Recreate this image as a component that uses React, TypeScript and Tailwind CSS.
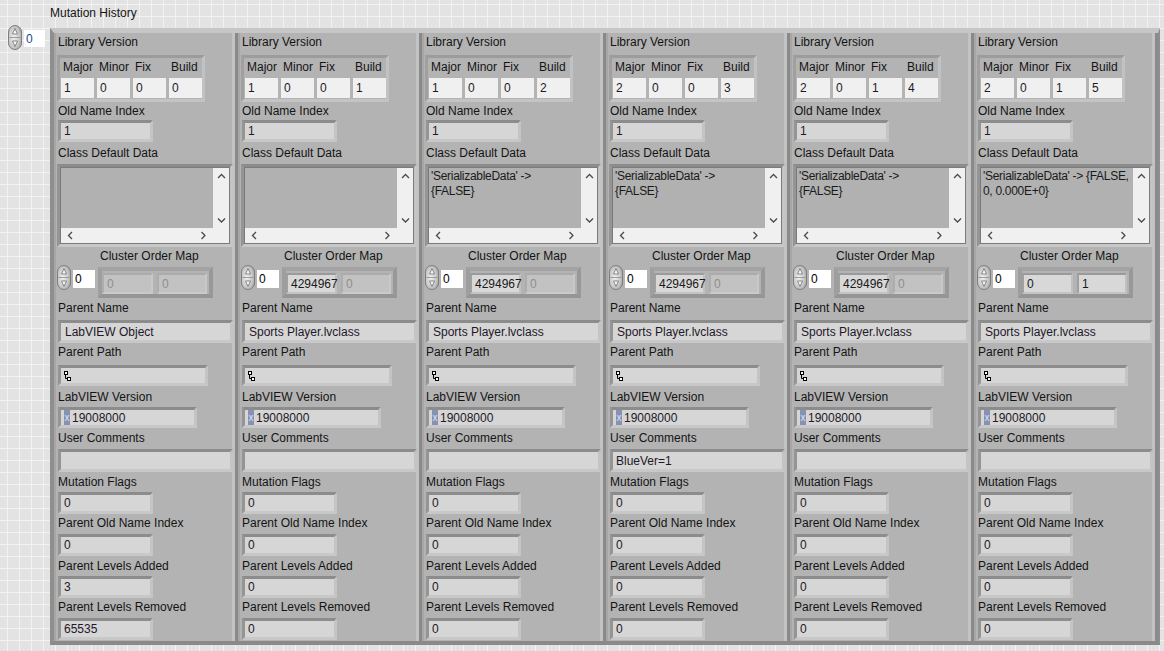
import React from 'react';

type Elem = { v: string; on: boolean };
type Entry = {
  ver: string[];
  data: string[];
  com: Elem[];
  parent: string;
  comments: string;
  added: string;
  removed: string;
};

const ENTRIES: Entry[] = [
  { ver: ['1', '0', '0', '0'], data: [], com: [{ v: '0', on: false }, { v: '0', on: false }], parent: 'LabVIEW Object', comments: '', added: '3', removed: '65535' },
  { ver: ['1', '0', '0', '1'], data: [], com: [{ v: '4294967', on: true }, { v: '0', on: false }], parent: 'Sports Player.lvclass', comments: '', added: '0', removed: '0' },
  { ver: ['1', '0', '0', '2'], data: ["'SerializableData' ->", '{FALSE}'], com: [{ v: '4294967', on: true }, { v: '0', on: false }], parent: 'Sports Player.lvclass', comments: '', added: '0', removed: '0' },
  { ver: ['2', '0', '0', '3'], data: ["'SerializableData' ->", '{FALSE}'], com: [{ v: '4294967', on: true }, { v: '0', on: false }], parent: 'Sports Player.lvclass', comments: 'BlueVer=1', added: '0', removed: '0' },
  { ver: ['2', '0', '1', '4'], data: ["'SerializableData' ->", '{FALSE}'], com: [{ v: '4294967', on: true }, { v: '0', on: false }], parent: 'Sports Player.lvclass', comments: '', added: '0', removed: '0' },
  { ver: ['2', '0', '1', '5'], data: ["'SerializableData' -> {FALSE,", '0, 0.000E+0}'], com: [{ v: '0', on: true }, { v: '1', on: true }], parent: 'Sports Player.lvclass', comments: '', added: '0', removed: '0' },
];

const bevel = 'border-[3px] border-t-[#8c8c8c] border-l-[#959595] border-r-[#c4c4c4] border-b-[#c8c8c8]';

function Spinner() {
  return (
    <svg width="14" height="25" viewBox="0 0 14 25" className="shrink-0">
      <defs>
        <radialGradient id="spin" cx="0.42" cy="0.5" r="0.75">
          <stop offset="0" stopColor="#f0f0f0" />
          <stop offset="0.6" stopColor="#c4c4c4" />
          <stop offset="1" stopColor="#858585" />
        </radialGradient>
      </defs>
      <rect x="0.5" y="0.5" width="13" height="24" rx="6.5" fill="url(#spin)" stroke="#7e7e7e" />
      <path d="M1.5 12.5 H12.5" stroke="#8a8a8a" strokeWidth="0.8" />
      <path d="M7 3.5 L9.5 9 L4.5 9 Z" fill="#f8f8f8" stroke="#6e6e6e" strokeWidth="0.8" />
      <path d="M7 21.5 L9.5 16 L4.5 16 Z" fill="#f8f8f8" stroke="#6e6e6e" strokeWidth="0.8" />
    </svg>
  );
}

function Chevron({ dir }: { dir: 'up' | 'down' | 'left' | 'right' }) {
  const d = {
    up: 'M1 5 L4.5 1.5 L8 5',
    down: 'M1 1.5 L4.5 5 L8 1.5',
    left: 'M5 1 L1.5 4.5 L5 8',
    right: 'M1.5 1 L5 4.5 L1.5 8',
  }[dir];
  const vertical = dir === 'up' || dir === 'down';
  return (
    <svg width={vertical ? 9 : 7} height={vertical ? 7 : 9} viewBox={vertical ? '0 0 9 7' : '0 0 7 9'}>
      <path d={d} fill="none" stroke="#4a4a4a" strokeWidth="1.3" />
    </svg>
  );
}

function Label({ children, className = '' }: { children: React.ReactNode; className?: string }) {
  return <div className={`h-[14px] leading-[14px] text-[12px] text-[#141414] whitespace-nowrap ${className}`}>{children}</div>;
}

function Box({ className = '', children }: { className?: string; children?: React.ReactNode }) {
  return (
    <div className={`${bevel} bg-[#d6d6d6] flex items-center pl-[3px] text-[12px] leading-[14px] text-[#1e1828] whitespace-nowrap overflow-hidden ${className}`}>
      {children}
    </div>
  );
}

function Column({ e }: { e: Entry }) {
  return (
    <div className="w-[184px] h-[608px] shrink-0 flex flex-col bg-[#b3b3b3] border-l-2 border-l-[#a6a6a6] border-r-[3px] border-r-[#8a8a8a] shadow-[inset_-3px_0_0_#c3c3c3] pl-[2px]">
      <Label className="mt-[2px]">Library Version</Label>
      <div className="mt-[6px] -ml-[1px] w-[148px] h-[47px] border-[3px] border-t-[#9c9c9c] border-l-[#a0a0a0] border-r-[#c2c2c2] border-b-[#c4c4c4] pl-[1px] pt-[2px]">
        <div className="flex gap-[3px] h-[14px] leading-[14px] text-[12px] text-[#141414]">
          {['Major', 'Minor', 'Fix', 'Build'].map((l) => (
            <div key={l} className="w-[33px] pl-[2px] whitespace-nowrap">{l}</div>
          ))}
        </div>
        <div className="flex gap-[3px] mt-[4px]">
          {e.ver.map((v, i) => (
            <div key={i} className="w-[33px] h-[20px] bg-[#f0f0f0] pl-[3px] flex items-center text-[12px] text-[#1e1828]">{v}</div>
          ))}
        </div>
      </div>

      <Label className="mt-[2px]">Old Name Index</Label>
      <Box className="mt-[2px] w-[95px] h-[22px]">1</Box>

      <Label className="mt-[4px]">Class Default Data</Label>
      <div className={`mt-[4px] -ml-[1px] w-[176px] h-[83px] ${bevel}`}>
        <div className="w-full h-full border border-[#7a7a7a] grid grid-cols-[1fr_16px] grid-rows-[1fr_15px]">
          <div className="bg-[#b1b1b1] pl-[2px] pt-[1px] text-[12px] leading-[15px] tracking-[-0.3px] text-[#1a1a1a] whitespace-nowrap overflow-hidden">
            {e.data.map((l, i) => (
              <div key={i}>{l}</div>
            ))}
          </div>
          <div className="bg-[#f0f0f0] flex flex-col items-center justify-between pt-[5px] pb-[4px]">
            <Chevron dir="up" />
            <Chevron dir="down" />
          </div>
          <div className="bg-[#f0f0f0] flex items-center justify-between px-[6px]">
            <Chevron dir="left" />
            <Chevron dir="right" />
          </div>
          <div className="bg-[#f0f0f0]" />
        </div>
      </div>

      <Label className="mt-[2px] pl-[42px]">Cluster Order Map</Label>
      <div className="mt-[2px] h-[33px] flex items-start">
        <div className="-ml-[1px]">
          <Spinner />
        </div>
        <div className="ml-[2px] mt-[5px] w-[22px] h-[18px] bg-white flex items-center pl-[2px] text-[12px] text-black">0</div>
        <div className="ml-[3px] mt-[2px] w-[115px] h-[31px] border-[4px] border-t-[#a3a3a3] border-l-[#9e9e9e] border-r-[#989898] border-b-[#959595] flex gap-[4px] pt-[2px]">
          {e.com.map((c, i) => (
            <div
              key={i}
              className={`${i === 0 ? 'w-[51px]' : 'w-[50px]'} h-[21px] flex items-center pl-[3px] text-[12px] whitespace-nowrap border-2 ${
                c.on
                  ? 'bg-[#d8d8d8] text-[#1a1a1a] border-t-[#9a9a9a] border-l-[#a0a0a0] border-r-[#c0c0c0] border-b-[#c4c4c4]'
                  : 'bg-[#c2c2c2] text-[#8e8e8e] border-t-[#ababab] border-l-[#adadad] border-r-[#c8c8c8] border-b-[#cacaca]'
              }`}
            >
              {c.v}
            </div>
          ))}
        </div>
      </div>

      <Label className="mt-[3px]">Parent Name</Label>
      <Box className="mt-[5px] w-[175px] h-[23px] pl-[4px]">{e.parent}</Box>

      <Label className="mt-[2px]">Parent Path</Label>
      <Box className="mt-[6px] w-[150px] h-[21px] pl-[1px]">
        <svg width="7" height="12" viewBox="0 0 7 12">
          <rect x="0.5" y="1.5" width="3" height="3" fill="#fff" stroke="#000" />
          <path d="M1.5 4.5 V8.5 H3.5" fill="none" stroke="#000" />
          <rect x="3.5" y="7.5" width="3" height="3" fill="#fff" stroke="#000" />
        </svg>
      </Box>

      <Label className="mt-[4px]">LabVIEW Version</Label>
      <Box className="mt-[3px] w-[139px] h-[21px] pl-0 items-stretch">
        <div className="w-[6px] bg-[#8592b2] flex items-center justify-center text-[10px] text-[#dde2f6]">x</div>
        <div className="ml-[2px] flex items-center">19008000</div>
      </Box>

      <Label className="mt-[3px]">User Comments</Label>
      <Box className="mt-[4px] w-[175px] h-[23px]">{e.comments}</Box>

      <Label className="mt-[3px]">Mutation Flags</Label>
      <Box className="mt-[3px] w-[95px] h-[22px]">0</Box>

      <Label className="mt-[2px]">Parent Old Name Index</Label>
      <Box className="mt-[4px] w-[95px] h-[22px]">0</Box>

      <Label className="mt-[3px]">Parent Levels Added</Label>
      <Box className="mt-[3px] w-[95px] h-[22px]">{e.added}</Box>

      <Label className="mt-[2px]">Parent Levels Removed</Label>
      <Box className="mt-[4px] w-[95px] h-[22px]">{e.removed}</Box>
    </div>
  );
}

export default function App() {
  return (
    <div className="w-[1164px] h-[651px] overflow-hidden bg-[#e3e3e3] bg-[linear-gradient(to_right,#f2f2f2_1px,transparent_1px),linear-gradient(to_bottom,#f2f2f2_1px,transparent_1px)] bg-[length:12px_12px] bg-[position:7px_4px] font-['Liberation_Sans',Arial,sans-serif]">
      <div className="h-[20px] pt-[6px] pl-[50px] text-[12px] leading-[14px] text-[#141414]">Mutation History</div>
      <div className="mt-[5px] flex items-start">
        <div className="w-[50px] shrink-0 flex items-start pl-[8px]">
          <Spinner />
          <div className="ml-[2px] mt-[5px] w-[21px] h-[17px] bg-white flex items-center pl-[2px] text-[12px] text-[#1a4a9a]">0</div>
        </div>
        <div className="mt-[3px] flex border-t-[5px] border-t-[#c6c6c6] border-l-[4px] border-l-[#8e8e8e] border-r-[2px] border-r-[#8e8e8e] border-b-[4px] border-b-[#8a8a8a]">
          {ENTRIES.map((e, i) => (
            <Column key={i} e={e} />
          ))}
        </div>
      </div>
    </div>
  );
}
┄┄┄┄┄┄┄┄┄┄
▶ [Required task] Repeat only what lies between the start of the data and the end of the line containing "const bevel = 'border-[3px]", exactly, with pictures left out.

▶ [Answer to the problem]
Recreate this image as a component that uses React, TypeScript and Tailwind CSS.
import React from 'react';

type Elem = { v: string; on: boolean };
type Entry = {
  ver: string[];
  data: string[];
  com: Elem[];
  parent: string;
  comments: string;
  added: string;
  removed: string;
};

const ENTRIES: Entry[] = [
  { ver: ['1', '0', '0', '0'], data: [], com: [{ v: '0', on: false }, { v: '0', on: false }], parent: 'LabVIEW Object', comments: '', added: '3', removed: '65535' },
  { ver: ['1', '0', '0', '1'], data: [], com: [{ v: '4294967', on: true }, { v: '0', on: false }], parent: 'Sports Player.lvclass', comments: '', added: '0', removed: '0' },
  { ver: ['1', '0', '0', '2'], data: ["'SerializableData' ->", '{FALSE}'], com: [{ v: '4294967', on: true }, { v: '0', on: false }], parent: 'Sports Player.lvclass', comments: '', added: '0', removed: '0' },
  { ver: ['2', '0', '0', '3'], data: ["'SerializableData' ->", '{FALSE}'], com: [{ v: '4294967', on: true }, { v: '0', on: false }], parent: 'Sports Player.lvclass', comments: 'BlueVer=1', added: '0', removed: '0' },
  { ver: ['2', '0', '1', '4'], data: ["'SerializableData' ->", '{FALSE}'], com: [{ v: '4294967', on: true }, { v: '0', on: false }], parent: 'Sports Player.lvclass', comments: '', added: '0', removed: '0' },
  { ver: ['2', '0', '1', '5'], data: ["'SerializableData' -> {FALSE,", '0, 0.000E+0}'], com: [{ v: '0', on: true }, { v: '1', on: true }], parent: 'Sports Player.lvclass', comments: '', added: '0', removed: '0' },
];

const bevel = 'border-[3px] border-t-[#8c8c8c] border-l-[#959595] border-r-[#c4c4c4] border-b-[#c8c8c8]';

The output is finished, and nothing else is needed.